-------- Given data
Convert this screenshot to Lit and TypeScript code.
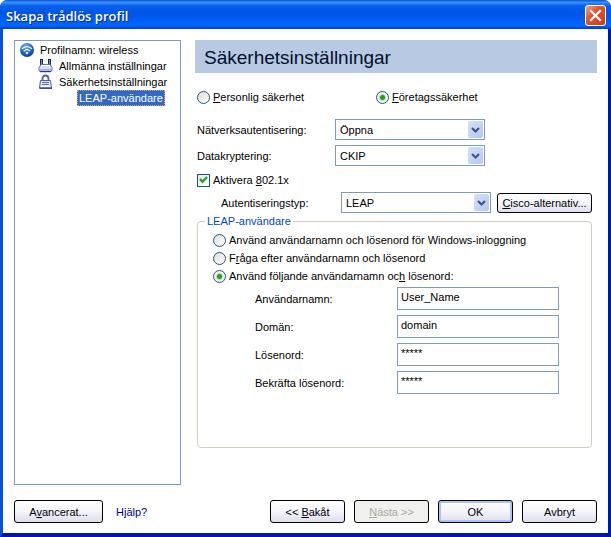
import { LitElement, html, css, svg } from "lit";
import { customElement, property, state } from "lit/decorators.js";

const globeIcon = html`<svg class="icon" viewBox="0 0 16 16" width="16" height="16" aria-hidden="true">
  <defs>
    <radialGradient id="globe" cx="0.4" cy="0.25" r="0.8">
      <stop offset="0" stop-color="#6fb0f0" />
      <stop offset="0.55" stop-color="#2468c8" />
      <stop offset="1" stop-color="#10388c" />
    </radialGradient>
  </defs>
  <circle cx="7" cy="8" r="7" fill="url(#globe)" />
  <g fill="none" stroke="#e4f0fc" stroke-width="1.3" stroke-linecap="round">
    <path d="M2.400 6.600Q7 2.600 11.600 6.600" />
    <path d="M4.200 8.900Q7 6.200 9.800 8.900" />
  </g>
  <circle cx="7" cy="11" r="1.300" fill="#e4f0fc" />
</svg>`;

const adapterIcon = html`<svg class="icon" viewBox="0 0 16 16" width="16" height="16" aria-hidden="true">
  <path d="M3.500 1v6M11.500 1v6" stroke="#1c2560" stroke-width="3" />
  <path d="M3.500 2v5M11.500 2v5" stroke="#7c88d0" stroke-width="1" />
  <path d="M3 6.500h9l2 3v2.500q0 1.500-1.500 1.500h-10Q1 13.500 1 12V9.500z" fill="#d8def6" stroke="#6470b8" />
  <path d="M3 7.500h9" stroke="#fff" />
  <path d="M2 11.500h11" stroke="#a4b0e4" />
  <path d="M2 13.500h11" stroke="#2c3880" stroke-width="1.400" />
</svg>`;

const lockIcon = html`<svg class="icon" viewBox="0 0 16 16" width="16" height="16" aria-hidden="true">
  <path d="M4.500 7V5Q4.500 1.500 7.500 1.500T10.500 5V7" fill="none" stroke="#5562a8" stroke-width="1.800" />
  <path d="M2.500 6.500h10l1 7.500h-12z" fill="#e6ebfb" stroke="#4c5cb0" />
  <path d="M4 8.500h7M4 10.500h7" stroke="#5a68b0" />
  <path d="M3 12.500h9" stroke="#fff" />
  <path d="M1.500 14.200h12.500" stroke="#303c8c" stroke-width="1.300" />
</svg>`;

const closeIcon = html`<svg viewBox="0 0 19 19" width="19" height="19" aria-hidden="true">
  <path d="M5 5l9 9M14 5l-9 9" stroke="#fff" stroke-width="2.200" stroke-linecap="square" />
</svg>`;

/** Text with one underlined access key, written as "_" before the letter. */
function mnemonic(text: string) {
  const at = text.indexOf("_");
  if (at < 0) return html`${text}`;
  return html`<span>${text.slice(0, at)}<u>${text[at + 1]}</u>${text.slice(at + 2)}</span>`;
}

@customElement("xp-select")
export class XpSelect extends LitElement {
  @property() label = "";
  @property({ type: Array }) options: string[] = [];

  static styles = css`
    :host { display: block; position: relative; }
    select {
      appearance: none;
      display: block;
      box-sizing: border-box;
      width: 100%;
      height: 21px;
      margin: 0;
      padding: 0 20px 0 4px;
      border: 1px solid #7f9db9;
      border-radius: 0;
      background: #fff;
      color: #000;
      font: inherit;
      outline: none;
    }
    .arrow {
      position: absolute;
      top: 2px;
      right: 2px;
      width: 15px;
      height: 17px;
      border-radius: 2px;
      background: linear-gradient(135deg, #d5e1fb, #b2c8f5);
      pointer-events: none;
    }
    svg { display: block; }
  `;

  render() {
    return html`<select aria-label=${this.label}>
        ${this.options.map((o) => html`<option>${o}</option>`)}
      </select>
      <span class="arrow">
        <svg viewBox="0 0 15 17" width="15" height="17" aria-hidden="true">
          ${svg`<path d="M4 7l3.500 3.500L11 7" fill="none" stroke="#40567f" stroke-width="2.200" />`}
        </svg>
      </span>`;
  }
}

@customElement("app-root")
export class AppRoot extends LitElement {
  @state() private security = "enterprise";
  @state() private login = "fixed";

  static styles = css`
    :host {
      display: block;
      color: #000;
      font: 11px/16px "Liberation Sans", Arial, sans-serif;
    }
    * { box-sizing: border-box; }
    .window {
      display: flex;
      flex-direction: column;
      min-height: 100vh;
      background: #fff;
      border: solid;
      border-width: 0 3px 4px;
      border-color: #0a2fc4 #0019a8 #0019a8 #0a50e0;
      border-radius: 8px 8px 0 0;
    }
    .titlebar {
      display: flex;
      align-items: center;
      justify-content: space-between;
      height: 29px;
      margin: 0 -3px;
      padding: 2px 5px 0 6px;
      border-radius: 7px 7px 0 0;
      background: linear-gradient(#0a4fd0, #3a90ff 8%, #0560ee 20%, #0054e3 45%, #0060f8 75%, #0466ff 88%, #003dd0);
    }
    .titlebar h1 {
      margin: 0;
      color: #fff;
      font: 600 13px/20px "Open Sans", "Noto Sans", sans-serif;
      text-shadow: 1px 1px 0 #0a2a8c;
    }
    .close {
      width: 21px;
      height: 21px;
      padding: 0;
      border: 1px solid #fff;
      border-radius: 3px;
      background: linear-gradient(135deg, #f0a088, #e2552c 40%, #c83c14);
    }
    .close svg { display: block; }
    .body {
      flex: 1;
      display: flex;
      gap: 14px;
      padding: 11px 11px 0;
    }
    .tree {
      flex: 0 0 167px;
      border: 1px solid #7f9db9;
      padding: 1px 0 0 5px;
      margin: 0;
      list-style: none;
    }
    .tree li {
      display: flex;
      align-items: center;
      gap: 4px;
      height: 16px;
      white-space: nowrap;
    }
    .tree .level1 { padding-left: 18px; gap: 5px; }
    .level2 { padding-left: 57px; }
    .selected {
      padding: 0 2px;
      outline: 1px dotted #d8a060;
      outline-offset: -1px;
      background: #316ac5;
      color: #fff;
    }
    .icon { flex: none; display: block; }
    .main { flex: 1; min-width: 0; }
    .banner {
      margin: 0;
      height: 33px;
      padding-left: 9px;
      background: #b8c9e3;
      color: #00102c;
      font: 19px/35px "Liberation Sans", Arial, sans-serif;
    }
    .form { padding: 0 5px 0 2px; }
    .choices {
      display: grid;
      grid-template-columns: 179px 1fr;
      padding-top: 16px;
    }
    label { display: flex; align-items: center; white-space: nowrap; }
    input { margin: 0; outline: none; }
    input[type="radio"] {
      appearance: none;
      flex: none;
      width: 13px;
      height: 13px;
      margin-right: 3px;
      border: 1px solid #2a5582;
      border-radius: 50%;
      background: linear-gradient(135deg, #dcdcd7, #fff);
    }
    input[type="radio"]:checked {
      background: radial-gradient(circle, #21a121 0 2px, #b8e0b4 3px, #f4f4f2 4px);
    }
    .tick { position: relative; margin-top: 6px; height: 16px; }
    .tick input {
      appearance: none;
      width: 13px;
      height: 13px;
      margin-right: 3px;
      border: 1px solid #1c5180;
      background: linear-gradient(135deg, #e6e6e2, #fff);
    }
    .tick svg { position: absolute; left: 0; top: 1px; pointer-events: none; }
    .field {
      display: grid;
      grid-template-columns: 138px 150px;
      align-items: center;
    }
    .first { margin-top: 14px; }
    .next { margin-top: 5px; }
    .auth {
      display: grid;
      grid-template-columns: 120px 150px 1fr;
      align-items: center;
      margin-top: 4px;
      padding-left: 24px;
    }
    button { font: inherit; color: #000; }
    .btn {
      height: 23px;
      padding: 0;
      border: 1px solid #000;
      border-radius: 3px;
      background: linear-gradient(#fff, #f4f4fb 50%, #dedeee);
      white-space: nowrap;
    }
    .cisco { height: 20px; margin-left: 6px; }
    fieldset {
      min-width: 0;
      height: 235px;
      margin: 0;
      padding: 2px 0 0 15px;
      border: 1px solid #d0d0bf;
      border-radius: 4px;
    }
    legend {
      margin-left: -8px;
      padding: 0 2px;
      color: #0046d5;
    }
    fieldset > label { height: 18px; }
    .credentials {
      display: grid;
      grid-template-columns: 142px 162px;
      row-gap: 5px;
      padding: 2px 0 0 42px;
    }
    .credentials input {
      width: 100%;
      height: 23px;
      padding: 0 3px 3px;
      border: 1px solid #7f9db9;
      background: #fff;
      color: #000;
      font: inherit;
    }
    .footer {
      display: grid;
      grid-template-columns: 89px 1fr repeat(4, 75px);
      column-gap: 9px;
      align-items: center;
      padding: 15px 11px 10px;
    }
    .footer a { margin-left: 4px; color: #0000a0; text-decoration: none; }
    .footer .btn:disabled {
      background: #f0f0ee;
      color: #a8a899;
      border-color: #000;
    }
    .footer .default { box-shadow: inset 0 0 0 2px #a9c4f5; }
  `;

  private loginRadio(value: string, text: string) {
    return html`<label>
      <input type="radio" name="login" .checked=${this.login === value}
        @change=${() => (this.login = value)} />${mnemonic(text)}
    </label>`;
  }

  private credential(id: string, label: string, value: string) {
    return html`<label for=${id}>${label}</label><input id=${id} type="text" .value=${value} />`;
  }

  render() {
    return html`<div class="window">
      <header class="titlebar">
        <h1>Skapa trådlös profil</h1>
        <button class="close" aria-label="Stäng">${closeIcon}</button>
      </header>
      <div class="body">
        <ul class="tree">
          <li>${globeIcon}Profilnamn: wireless</li>
          <li class="level1">${adapterIcon}Allmänna inställningar</li>
          <li class="level1">${lockIcon}Säkerhetsinställningar</li>
          <li class="level2"><span class="selected">LEAP-användare</span></li>
        </ul>
        <main class="main">
          <h2 class="banner">Säkerhetsinställningar</h2>
          <div class="form">
            <div class="choices">
              <label><input type="radio" name="security" .checked=${this.security === "personal"}
                @change=${() => (this.security = "personal")} />${mnemonic("_Personlig säkerhet")}</label>
              <label><input type="radio" name="security" .checked=${this.security === "enterprise"}
                @change=${() => (this.security = "enterprise")} />${mnemonic("_Företagssäkerhet")}</label>
            </div>
            <div class="field first">
              <span>Nätverksautentisering:</span>
              <xp-select label="Nätverksautentisering" .options=${["Öppna"]}></xp-select>
            </div>
            <div class="field next">
              <span>Datakryptering:</span>
              <xp-select label="Datakryptering" .options=${["CKIP"]}></xp-select>
            </div>
            <label class="tick">
              <input type="checkbox" checked />
              <svg viewBox="0 0 13 13" width="13" height="13" aria-hidden="true">
                <path d="M3 6l2.500 2.800L10 4" fill="none" stroke="#21a121" stroke-width="2.200" />
              </svg>
              ${mnemonic("Aktivera _802.1x")}
            </label>
            <div class="auth">
              <span>Autentiseringstyp:</span>
              <xp-select label="Autentiseringstyp" .options=${["LEAP"]}></xp-select>
              <button class="btn cisco">${mnemonic("_Cisco-alternativ...")}</button>
            </div>
            <fieldset>
              <legend>LEAP-användare</legend>
              ${this.loginRadio("windows", "Använd användarnamn och lösenord för Windows-inloggning")}
              ${this.loginRadio("prompt", "F_råga efter användarnamn och lösenord")}
              ${this.loginRadio("fixed", "Använd följande användarnamn oc_h lösenord:")}
              <div class="credentials">
                ${this.credential("user", "Användarnamn:", "User_Name")}
                ${this.credential("domain", "Domän:", "domain")}
                ${this.credential("password", "Lösenord:", "*****")}
                ${this.credential("confirm", "Bekräfta lösenord:", "*****")}
              </div>
            </fieldset>
          </div>
        </main>
      </div>
      <footer class="footer">
        <button class="btn">${mnemonic("A_vancerat...")}</button>
        <a href="#help">Hjälp?</a>
        <button class="btn">${mnemonic("<< _Bakåt")}</button>
        <button class="btn" disabled>${mnemonic("_Nästa >>")}</button>
        <button class="btn default">OK</button>
        <button class="btn">Avbryt</button>
      </footer>
    </div>`;
  }
}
----------------
What this task involves:
Starting at the top of the listing above, reproduce each line up to and including the one with "customElement, property, state"; omit the pictures.

Result below:
Convert this screenshot to Lit and TypeScript code.
import { LitElement, html, css, svg } from "lit";
import { customElement, property, state } from "lit/decorators.js";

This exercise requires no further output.